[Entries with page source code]
※ ※ ※

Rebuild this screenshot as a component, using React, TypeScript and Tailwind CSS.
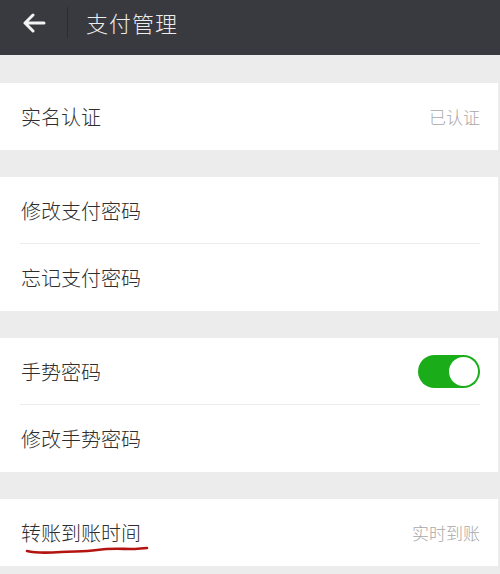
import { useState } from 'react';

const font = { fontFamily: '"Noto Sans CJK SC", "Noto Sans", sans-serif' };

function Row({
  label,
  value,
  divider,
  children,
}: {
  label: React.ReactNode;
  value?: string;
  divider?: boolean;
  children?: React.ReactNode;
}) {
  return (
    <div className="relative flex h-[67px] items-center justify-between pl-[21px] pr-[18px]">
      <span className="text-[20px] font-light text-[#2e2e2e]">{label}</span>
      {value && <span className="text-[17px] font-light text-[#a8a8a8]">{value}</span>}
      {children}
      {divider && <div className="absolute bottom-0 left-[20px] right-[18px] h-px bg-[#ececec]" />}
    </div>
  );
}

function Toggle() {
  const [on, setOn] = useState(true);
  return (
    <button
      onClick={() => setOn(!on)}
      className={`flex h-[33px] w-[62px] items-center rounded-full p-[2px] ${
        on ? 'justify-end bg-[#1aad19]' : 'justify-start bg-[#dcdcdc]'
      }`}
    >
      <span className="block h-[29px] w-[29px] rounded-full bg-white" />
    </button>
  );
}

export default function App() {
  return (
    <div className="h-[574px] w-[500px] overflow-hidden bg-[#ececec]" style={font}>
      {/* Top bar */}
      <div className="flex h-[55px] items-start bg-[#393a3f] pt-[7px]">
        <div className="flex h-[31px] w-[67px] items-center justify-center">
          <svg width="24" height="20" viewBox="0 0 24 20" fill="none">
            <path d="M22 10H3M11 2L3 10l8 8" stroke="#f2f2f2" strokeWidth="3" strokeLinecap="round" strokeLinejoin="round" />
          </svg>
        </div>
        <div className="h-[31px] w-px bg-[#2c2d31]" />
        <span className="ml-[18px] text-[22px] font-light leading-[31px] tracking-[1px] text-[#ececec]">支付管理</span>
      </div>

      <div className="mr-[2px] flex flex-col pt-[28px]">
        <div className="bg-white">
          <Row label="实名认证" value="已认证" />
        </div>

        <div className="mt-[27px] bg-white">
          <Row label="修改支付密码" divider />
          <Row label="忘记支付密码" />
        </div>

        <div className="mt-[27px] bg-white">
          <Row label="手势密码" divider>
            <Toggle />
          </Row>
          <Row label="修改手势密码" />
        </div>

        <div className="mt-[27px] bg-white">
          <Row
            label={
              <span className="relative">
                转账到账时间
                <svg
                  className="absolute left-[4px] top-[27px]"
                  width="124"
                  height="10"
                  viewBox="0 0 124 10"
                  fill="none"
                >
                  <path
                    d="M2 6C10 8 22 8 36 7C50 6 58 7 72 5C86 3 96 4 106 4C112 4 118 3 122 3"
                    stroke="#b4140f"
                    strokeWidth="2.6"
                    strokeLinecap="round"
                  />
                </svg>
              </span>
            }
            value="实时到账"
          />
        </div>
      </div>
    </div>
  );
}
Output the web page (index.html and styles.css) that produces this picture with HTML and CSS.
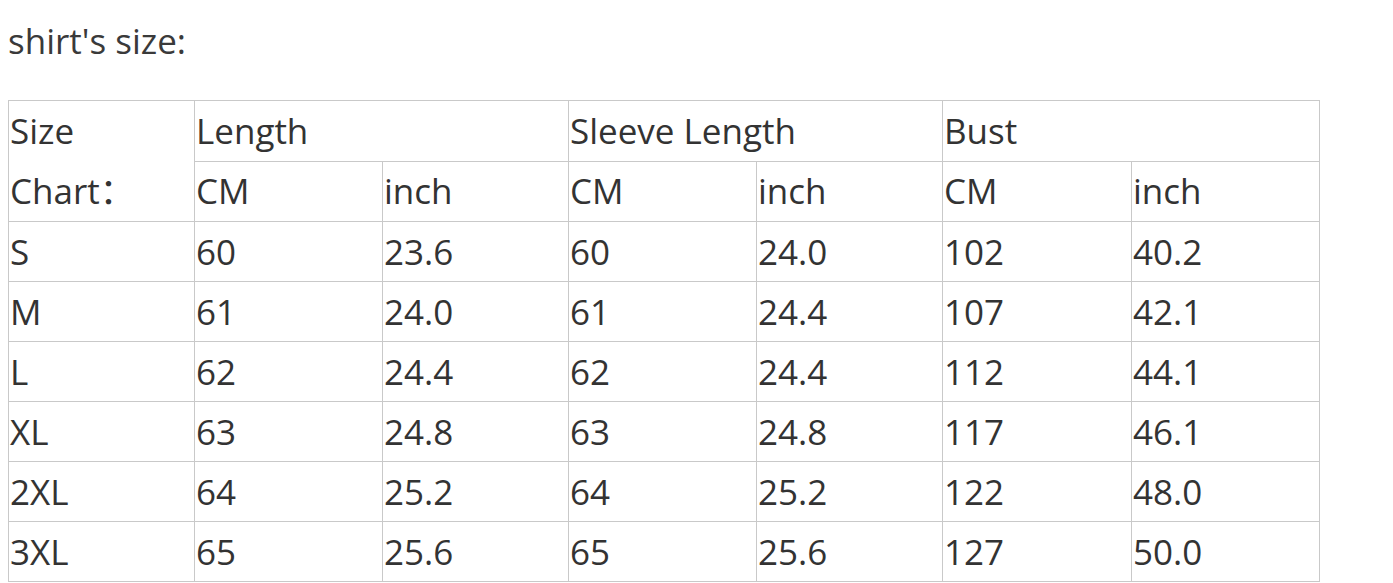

※ ※ ※

→ Problem details
Using the listing above, pick out each line that contains the word "this", then copy it.

→ In response
Rebuild this screenshot as a component, using React, TypeScript and Tailwind CSS.
Output the web page (index.html and styles.css) that produces this picture with HTML and CSS.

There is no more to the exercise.